- PROBLEM REQUIREMENTS:
Locate the lines where "that" occurs and copy them as they stand.
==== GIVEN DATA
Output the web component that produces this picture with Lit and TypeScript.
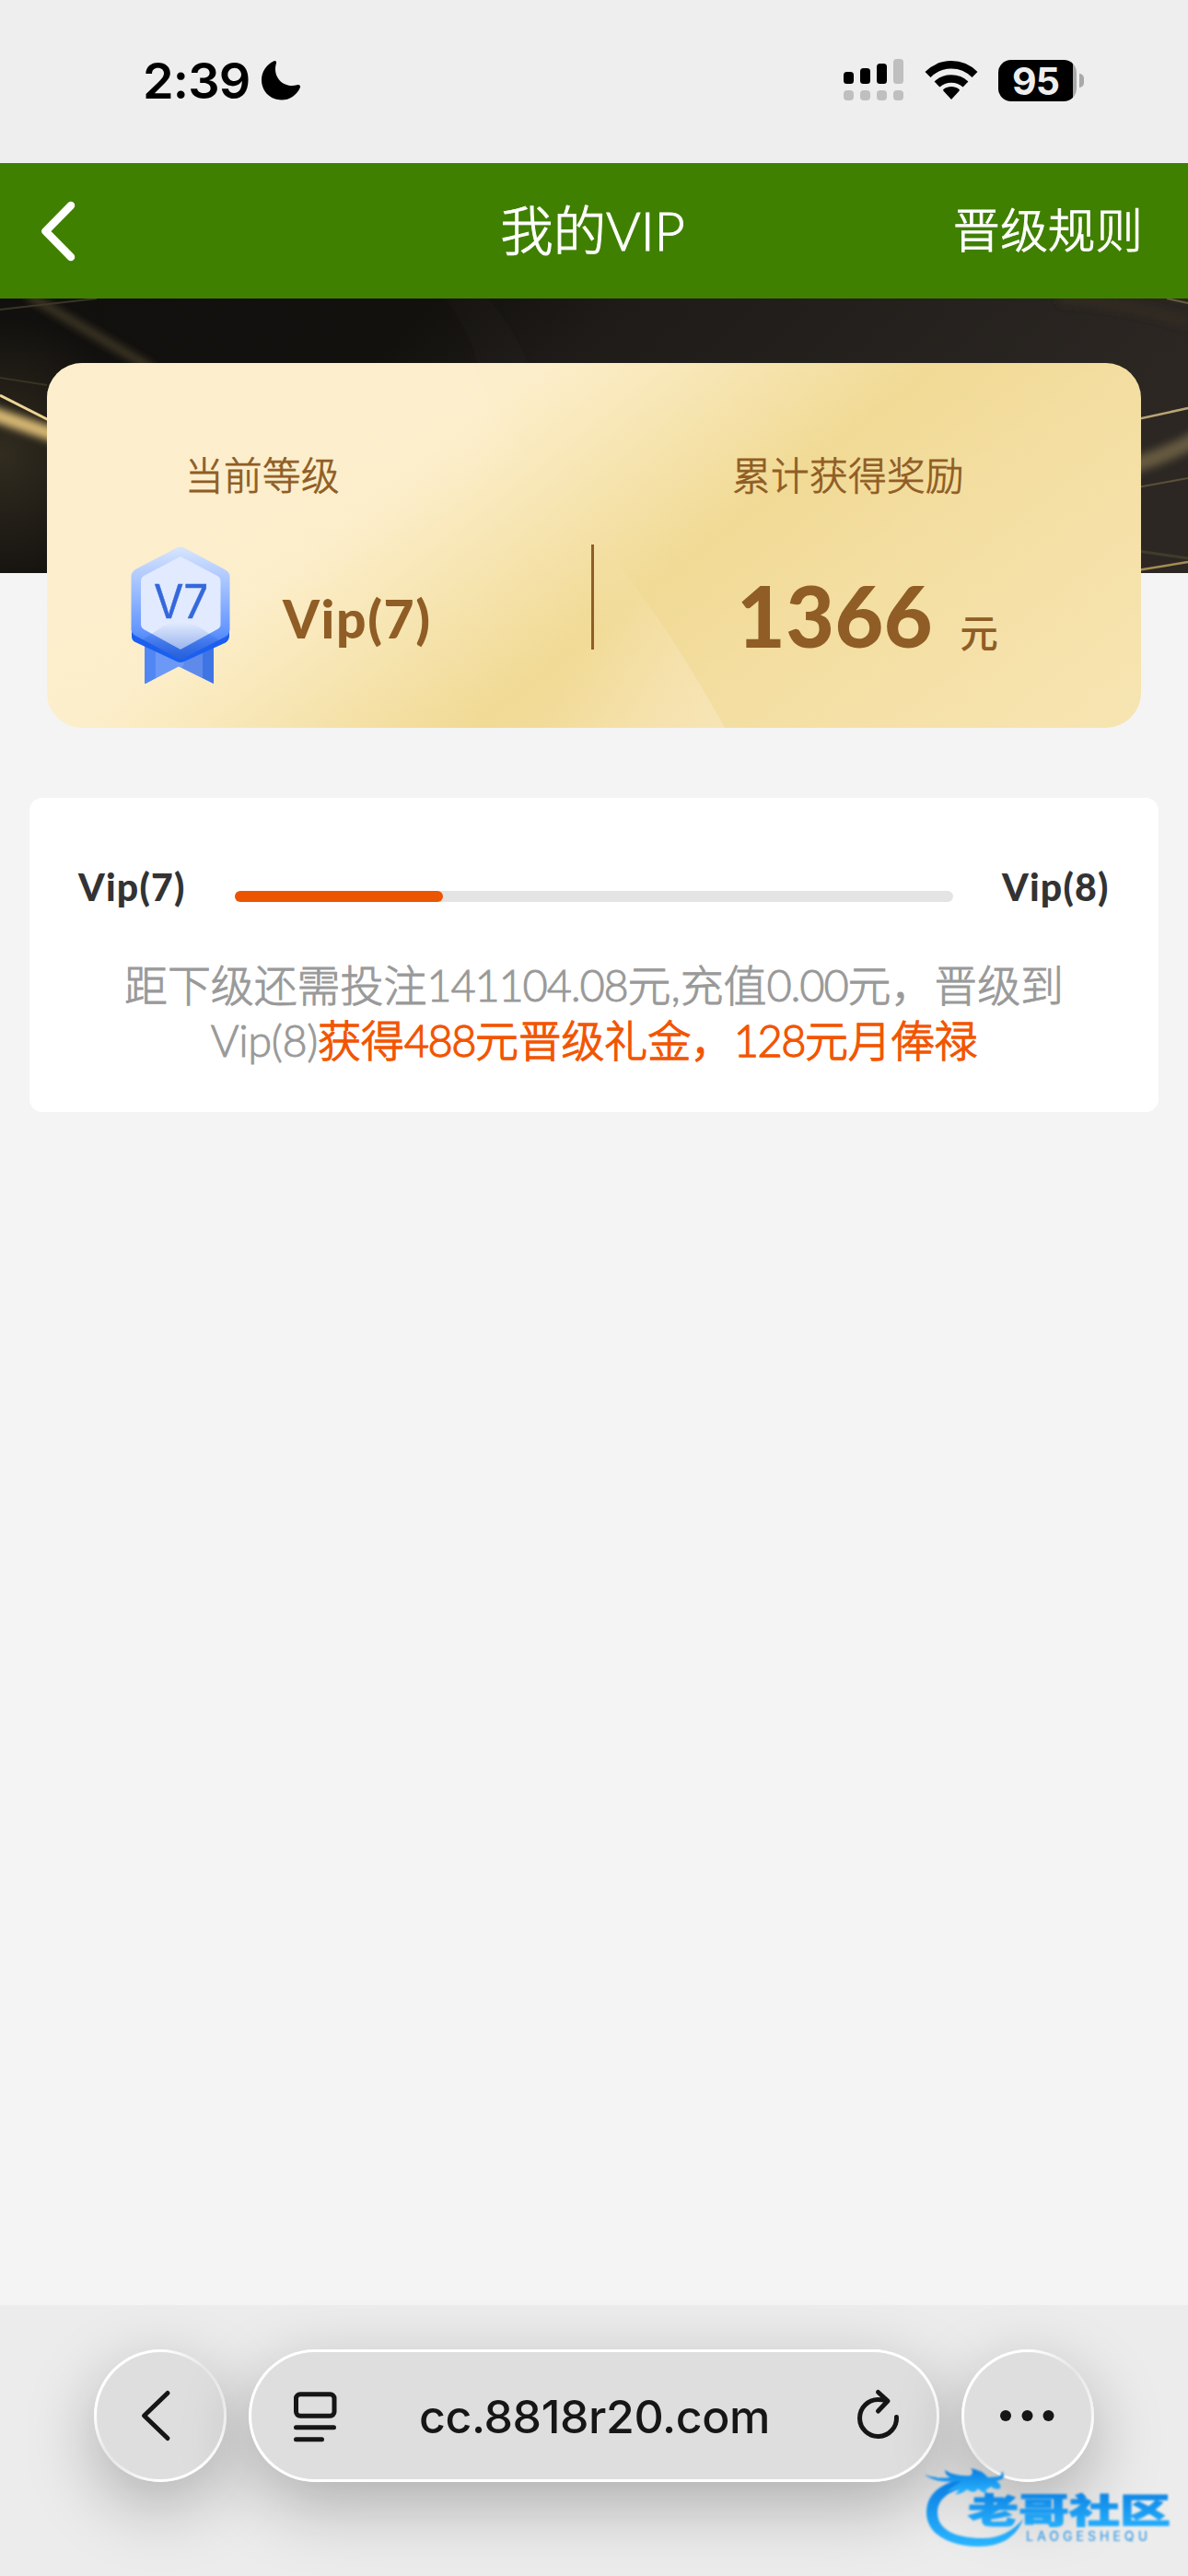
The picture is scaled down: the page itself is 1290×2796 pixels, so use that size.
import { LitElement, html, svg, css } from "lit";
import { customElement, property } from "lit/decorators.js";

@customElement("status-bar")
class StatusBar extends LitElement {
  static styles = css`
    :host {
      display: flex;
      justify-content: space-between;
      height: 177px;
      padding: 0 113px 0 155px;
      box-sizing: border-box;
      background: #eeeeee;
      color: #000;
      font-family: Inter, "Liberation Sans", sans-serif;
    }
    .left, .right { display: flex; height: 46px; margin-top: 64px; align-items: center; }
    .time { padding-top: 2px; font-size: 54px; font-weight: 600; letter-spacing: -0.8px; line-height: 46px; width: 128px; }
    .moon { display: block; }
    .signal { margin-right: 22px; }
    .wifi { margin-right: 22px; }
    .battery {
      width: 85px;
      height: 45px;
      padding-right: 4px;
      box-sizing: border-box;
      border-radius: 14px;
      background: linear-gradient(90deg, #000 81px, #a9a9a9 81px);
      color: #eee;
      font-size: 41px;
      font-weight: 700;
      line-height: 46px;
      text-align: center;
      letter-spacing: -1px;
    }
    .tip { width: 5px; height: 15px; margin-left: 3px; border-radius: 0 5px 5px 0; background: #a9a9a9; }
  `;

  render() {
    return html`
      <div class="left">
        <span class="time">2:39</span>
        <svg class="moon" width="44" height="44" viewBox="0 0 44 44">
          <path d="M14.5 1.2C16 .4 17.6 1.6 17 3.4C12.500 18 24 31 39.500 27.300C42 26.500 43.800 28 42.800 30.200C39 38.500 31.500 43.500 22.800 43.500C10.500 43.500 1 34 1 21.800C1 12.500 6.500 4.800 14.500 1.200Z"/>
        </svg>
      </div>
      <div class="right">
        <svg class="signal" width="66" height="46" viewBox="0 0 66 46">
          <rect x="0" y="14" width="11" height="13" rx="3.500"/>
          <rect x="18" y="10" width="11" height="17" rx="3.500"/>
          <rect x="36" y="5" width="11" height="22" rx="3.500"/>
          <rect x="54" y="0" width="11" height="27" rx="3.500" fill="#bfbfbf"/>
          ${[0, 18, 36, 54].map(x => svg`<rect x=${x} y="34" width="11" height="11" rx="4" fill="#bfbfbf"/>`)}
        </svg>
        <svg class="wifi" width="58" height="44" viewBox="0 0 58 44">
          <path d="M29 43L20.500 33.800C20 33.200 20 32.300 20.700 31.800C25.500 28.200 32.500 28.200 37.300 31.800C38 32.300 38 33.200 37.500 33.800Z"/>
          <path d="M13.500 26.500C22 18.500 36 18.500 44.500 26.500" fill="none" stroke="#000" stroke-width="8.500"/>
          <path d="M3.500 16C18 1.800 40 1.800 54.500 16" fill="none" stroke="#000" stroke-width="8.500"/>
        </svg>
        <div class="battery">95</div>
        <div class="tip"></div>
      </div>
    `;
  }
}

@customElement("vip-medal")
class VipMedal extends LitElement {
  static styles = css`
    :host { display: block; }
    svg { display: block; }
    text { font-family: Inter, "Liberation Sans", sans-serif; font-size: 50px; fill: #3468dc; stroke: #3468dc; stroke-width: 0.5px; }
  `;

  @property() label = "";

  render() {
    return html`
      <svg width="108" height="150" viewBox="0 0 108 150">
        <defs>
          <linearGradient id="rim" x1="0" y1="0" x2="0" y2="1">
            <stop offset="0" stop-color="#d8e6fd"/>
            <stop offset=".25" stop-color="#b2cbfe"/>
            <stop offset=".75" stop-color="#6396ff"/>
            <stop offset="1" stop-color="#2f69e6"/>
          </linearGradient>
          <linearGradient id="shade" x1="0" y1="0" x2="0" y2="1">
            <stop offset="0" stop-color="#2058cf" stop-opacity="0"/>
            <stop offset="1" stop-color="#2058cf" stop-opacity=".5"/>
          </linearGradient>
        </defs>
        <path d="M15 100H90V149L52 130.500L16 149Q15 149 15 148Z" fill="#6c99f5"/>
        <path d="M15 100H27V143L16 149Q15 149 15 148Z" fill="#5187f5"/>
        <path d="M62 115H78V143L56 132Z" fill="#5e8aea"/>
        <path d="M78 100H90V149L78 143Z" fill="#3f74e4"/>
        <path d="M1 92L54 92H107V97Q107 102 103 104.500L58 125Q54 127 50 125L5 104Q1 102 1 98Z" fill="#1b5ff0"/>
        <path d="M50 1.500Q54 -.5 58 1.500L102 25Q107.500 28 107.500 33V90Q107.500 95 103 98L58 121Q54 123 50 121L5 97Q.5 94 .5 90V33Q.5 28 5 25Z" fill="url(#rim)"/>
        <path d="M54 11L94 32Q97.500 34 97.500 38V85Q97.500 88 94 90L54 112L14 90Q11 88 11 85V38Q11 34 14 32Z" fill="#e1eafe"/>
        <path d="M12 102L36 86Q54 80 72 86L96 102L58 121Q54 123 50 121Z" fill="url(#shade)"/>
        <text x="25" y="77.500" textLength="59" lengthAdjust="spacingAndGlyphs">${this.label}</text>
      </svg>
    `;
  }
}

@customElement("vip-summary")
class VipSummary extends LitElement {
  static styles = css`
    :host {
      display: block;
      position: relative;
      height: 466px;
      padding: 70px 51px 0;
      box-sizing: border-box;
      font-family: Lato, "Noto Sans CJK SC", sans-serif;
      color: #8f5d25;
    }
    .backdrop { position: absolute; left: 0; top: 0; display: block; }
    .card {
      position: relative;
      display: grid;
      grid-template-columns: 591px 3px 1fr;
      height: 396px;
      border-radius: 38px;
      overflow: hidden;
      background: linear-gradient(142deg, #fceeca 0%, #fceeca 32%, #f7e6b4 43%, #f1da95 57%, #f3dd9f 68%, #f7e5b2 100%);
    }
    .facets { position: absolute; left: 0; top: 0; }
    .col { position: relative; }
    .label {
      height: 60px;
      margin-top: 92px;
      padding-left: 150px;
      font-size: 41.600px;
      font-weight: 300;
      line-height: 60px;
      letter-spacing: 0.4px;
      -webkit-text-stroke: 0.8px #8f5d25;
    }
    .row { display: flex; }
    .level .row { padding-left: 91px; margin-top: 47px; }
    .name { margin: 44px 0 0 57px; font-size: 57px; line-height: 68px; font-weight: 900; letter-spacing: 1.600px; white-space: nowrap; }
    .divider { position: relative; height: 114px; margin-top: 197px; background: #8f5d25; }
    .reward .row { padding-left: 155px; margin-top: 67px; align-items: baseline; }
    .amount { font-size: 91px; line-height: 110px; font-weight: 900; letter-spacing: 0.5px; }
    .unit { margin-left: 29px; font-size: 41.600px; font-weight: 500; }
  `;

  @property() level = "";
  @property() amount = "";

  render() {
    return html`
      <svg class="backdrop" width="1290" height="298" viewBox="0 0 1290 298">
        <defs>
          <linearGradient id="dark" x1="0" y1="0" x2="1" y2=".25">
            <stop offset="0" stop-color="#11100e"/>
            <stop offset=".35" stop-color="#13110e"/>
            <stop offset=".5" stop-color="#1e1b18"/>
            <stop offset="1" stop-color="#2c2723"/>
          </linearGradient>
          <radialGradient id="warm" cx="0" cy="170" r="150" gradientUnits="userSpaceOnUse">
            <stop offset="0" stop-color="#3a3324" stop-opacity=".8"/>
            <stop offset="1" stop-color="#3a3324" stop-opacity="0"/>
          </radialGradient>
          <filter id="soft" x="-50%" y="-100%" width="200%" height="300%"><feGaussianBlur stdDeviation="4"/></filter>
        </defs>
        <rect width="1290" height="298" fill="url(#dark)"/>
        <rect width="160" height="298" fill="url(#warm)"/>
        <path d="M484 0Q512 40 518 70H573Q560 35 530 0Z" fill="#fff" opacity=".015"/>
        <g fill="none">
          <path d="M0 12L105 0" stroke="#3a3529" stroke-width="2"/>
          <path d="M30 -4L165 76" stroke="#403825" stroke-width="9" filter="url(#soft)"/>
          <path d="M0 86L51 94" stroke="#3a3222" stroke-width="2"/>
          <path d="M0 105L55 133" stroke="#f0d596" stroke-width="3"/>
          <path d="M-20 121L70 152" stroke="#d9ba75" stroke-width="15" filter="url(#soft)"/>
          <path d="M1150 0Q1230 6 1290 26" stroke="#322c23" stroke-width="12" filter="url(#soft)"/>
          <path d="M1267 0L1290 5" stroke="#6a5d3e" stroke-width="2"/>
          <path d="M1235 131L1290 119" stroke="#b9a674" stroke-width="2.500"/>
          <path d="M1220 184Q1260 174 1310 147" stroke="#665a3f" stroke-width="17" filter="url(#soft)"/>
          <path d="M1235 205L1290 195" stroke="#5a503a" stroke-width="2"/>
          <path d="M1235 274L1290 282" stroke="#413b2a" stroke-width="3"/>
          <path d="M1235 295L1290 286" stroke="#a58c53" stroke-width="2.500"/>
        </g>
      </svg>
      <div class="card">
        <svg class="facets" width="1188" height="396" viewBox="0 0 1188 396">
          <defs>
            <linearGradient id="f1" x1="463" y1="0" x2="530" y2="115" gradientUnits="userSpaceOnUse">
              <stop offset="0" stop-color="#fdefce" stop-opacity=".6"/>
              <stop offset="1" stop-color="#fdefce" stop-opacity="0"/>
            </linearGradient>
            <linearGradient id="f2" x1="736" y1="396" x2="560" y2="330" gradientUnits="userSpaceOnUse">
              <stop offset="0" stop-color="#f9e9c4" stop-opacity=".6"/>
              <stop offset="1" stop-color="#f9e9c4" stop-opacity="0"/>
            </linearGradient>
          </defs>
          <path d="M0 0H463Q480 45 540 130L300 396H0Z" fill="url(#f1)"/>
          <path d="M300 396L560 150Q650 240 736 396Z" fill="url(#f2)"/>
        </svg>
        <div class="col level">
          <div class="label">当前等级</div>
          <div class="row">
            <vip-medal label="V7"></vip-medal>
            <div class="name">${this.level}</div>
          </div>
        </div>
        <div class="divider"></div>
        <div class="col reward">
          <div class="label">累计获得奖励</div>
          <div class="row">
            <span class="amount">${this.amount}</span>
            <span class="unit">元</span>
          </div>
        </div>
      </div>
    `;
  }
}

@customElement("vip-progress")
class VipProgress extends LitElement {
  static styles = css`
    :host {
      display: block;
      height: 341px;
      margin: 76px 32px 0;
      padding: 70px 53px 0;
      box-sizing: border-box;
      border-radius: 14px;
      background: #fff;
      font-family: Lato, "Noto Sans CJK SC", sans-serif;
    }
    .levels { display: flex; height: 54px; align-items: center; color: #333; }
    .name { width: 116px; font-size: 41px; line-height: 54px; font-weight: 900; letter-spacing: 1.200px; white-space: nowrap; }
    .track { width: 780px; height: 12px; margin: 20px 53px 0 54px; border-radius: 6px; background: #e4e4e4; }
    .fill { height: 12px; border-radius: 6px; background: #ec5500; }
    .hint {
      margin-top: 49px;
      font-size: 47px;
      line-height: 60px;
      font-weight: 300;
      letter-spacing: -0.1px;
      text-align: center;
      white-space: nowrap;
      color: #999;
      -webkit-text-stroke: 0.9px #999;
    }
    .gift { color: #f25500; letter-spacing: -0.2px; -webkit-text-stroke: 1.300px #f25500; }
    .num { letter-spacing: -1.200px; }
    .gift .num { letter-spacing: -1.500px; }
    .next { letter-spacing: -0.4px; }
  `;

  @property() from = "";
  @property() to = "";
  @property({ type: Number }) percent = 0;

  render() {
    return html`
      <div class="levels">
        <span class="name">${this.from}</span>
        <div class="track"><div class="fill" style="width: ${this.percent}%"></div></div>
        <span class="name">${this.to}</span>
      </div>
      <div class="hint">
        距下级还需投注<span class="num">141104.08</span>元,充值<span class="num">0.00</span>元，晋级到<br>
        <span class="next">${this.to}</span><span class="gift">获得<span class="num">488</span>元晋级礼金，<span class="num">128</span>元月俸禄</span>
      </div>
    `;
  }
}

@customElement("browser-bar")
class BrowserBar extends LitElement {
  static styles = css`
    :host {
      display: block;
      position: relative;
      height: 294px;
      padding: 48px 102px 0;
      box-sizing: border-box;
      background: #ececec;
      color: #161616;
      font-family: Inter, "Liberation Sans", sans-serif;
    }
    .bar { display: flex; justify-content: space-between; }
    .glass {
      display: flex;
      align-items: center;
      justify-content: center;
      width: 144px;
      height: 144px;
      box-sizing: border-box;
      border: 3px solid transparent;
      border-radius: 72px;
      background:
        linear-gradient(#dedede, #dedede) padding-box,
        linear-gradient(140deg, #fff 0%, #fff 30%, #e6e6e6 50%, #fff 72%, #fff 100%) border-box;
      box-shadow: 0 24px 76px rgba(0, 0, 0, 0.27);
    }
    .round {
      background:
        linear-gradient(#dedede, #dedede) padding-box,
        conic-gradient(from 0deg, #fff 0deg, #e6e6e6 45deg, #fff 110deg, #fff 180deg, #e6e6e6 230deg, #fff 275deg, #fff 360deg) border-box;
    }
    .address {
      width: 750px;
      padding: 0 38px 0 45px;
      justify-content: space-between;
      background:
        linear-gradient(#dedede, #dedede) padding-box,
        linear-gradient(#fff, #fff) border-box;
    }
    .url { margin-right: 6px; padding-top: 2px; font-size: 50px; line-height: 60px; font-weight: 500; letter-spacing: -0.4px; }
    svg { display: block; fill: none; stroke: #161616; stroke-width: 5; stroke-linecap: round; stroke-linejoin: round; }
    .dots { fill: #161616; stroke: none; }
    .brand { position: absolute; left: 1000px; top: 175px; stroke: none; filter: blur(0.8px); }
    .brand-name { font: 900 37px "Noto Sans CJK SC", sans-serif; fill: url(#blue); stroke: url(#blue); stroke-width: 1; }
    .brand-sub { font: 500 14px Inter, sans-serif; fill: #3f9fe6; }
  `;

  render() {
    return html`
      <div class="bar">
        <div class="glass round">
          <svg width="44" height="60" viewBox="0 0 44 60"><path d="M30 5.500L4.500 30L30 54.500"/></svg>
        </div>
        <div class="glass address">
          <svg width="50" height="60" viewBox="0 0 50 60">
            <rect x="3.500" y="6.800" width="41.500" height="23.500" rx="4.500"/>
            <path d="M3.500 42.700H44.500M3.500 55.700H31.500"/>
          </svg>
          <span class="url">cc.8818r20.com</span>
          <svg width="50" height="60" viewBox="0 0 50 60">
            <path d="M44.500 31.500A20 20 0 1 1 24.500 12.500Q29 12.500 34 14M24.500 4.500L35 14L24.500 25"/>
          </svg>
        </div>
        <div class="glass round">
          <svg class="dots" width="60" height="14" viewBox="0 0 60 14">
            <circle cx="6" cy="7" r="6"/>
            <circle cx="29.500" cy="7" r="6"/>
            <circle cx="52.500" cy="7" r="6"/>
          </svg>
        </div>
      </div>
      <svg class="brand" width="275" height="95" viewBox="0 0 275 95">
        <defs>
          <linearGradient id="blue" x1="0" y1="0" x2="0" y2="1">
            <stop offset="0" stop-color="#087be0"/>
            <stop offset="1" stop-color="#2ab6ff"/>
          </linearGradient>
        </defs>
        <g fill="url(#blue)" stroke="none">
          <path d="M48 13C20 18 6 31 6 50C6 73 30 87 63 87C88 87 104 76 111 57C99 71 85 78 67 78C38 78 18 69 18 50C18 36 30 27 48 23Z"/>
          <path d="M4 9Q16 14 32 12Q26 9 26 4Q36 11 54 10Q58 6 54 2Q66 4 73 12L85 11Q88 9 88 5Q92 11 88 14L82 16Q88 20 86 24Q81 26 76 22L70 26L73 29Q66 29 62 24Q58 31 50 25Q44 31 37 30Q42 27 40 24Q34 27 28 27L44 16Q16 19 4 9Z"/>
        </g>
        <text class="brand-name" x="51" y="62" textLength="220" lengthAdjust="spacingAndGlyphs">老哥社区</text>
        <text class="brand-sub" x="114" y="80.500" textLength="132">LAOGESHEQU</text>
      </svg>
    `;
  }
}

@customElement("app-root")
class AppRoot extends LitElement {
  static styles = css`
    :host {
      display: flex;
      flex-direction: column;
      width: 1290px;
      height: 2796px;
      overflow: hidden;
      background: #f4f4f4;
    }
    .nav {
      display: grid;
      grid-template-columns: 1fr auto 1fr;
      align-items: center;
      height: 147px;
      padding: 0 49px 0 43px;
      box-sizing: border-box;
      background: #408000;
      color: #fff;
      font-family: Lato, "Noto Sans CJK SC", sans-serif;
      font-weight: 300;
      white-space: nowrap;
      -webkit-text-stroke: 1px #fff;
    }
    .back { display: block; fill: none; stroke: #fff; stroke-width: 8.500; stroke-linecap: round; stroke-linejoin: round; }
    .title { padding: 0 0 1px 3px; font-size: 57.500px; line-height: 80px; letter-spacing: -0.1px; }
    .rules { padding-bottom: 4px; font-size: 51.600px; line-height: 80px; text-align: right; }
    browser-bar { margin-top: auto; }
  `;

  render() {
    return html`
      <status-bar></status-bar>
      <div class="nav">
        <svg class="back" width="44" height="66" viewBox="0 0 44 66"><path d="M34 5L6.500 33L34 61"/></svg>
        <span class="title">我的VIP</span>
        <span class="rules">晋级规则</span>
      </div>
      <vip-summary level="Vip(7)" amount="1366"></vip-summary>
      <vip-progress from="Vip(7)" to="Vip(8)" percent="29"></vip-progress>
      <browser-bar></browser-bar>
    `;
  }
}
========
- WRITTEN ANSWER:
Output the web component that produces this picture with Lit and TypeScript.
The picture is scaled down: the page itself is 1290×2796 pixels, so use that size.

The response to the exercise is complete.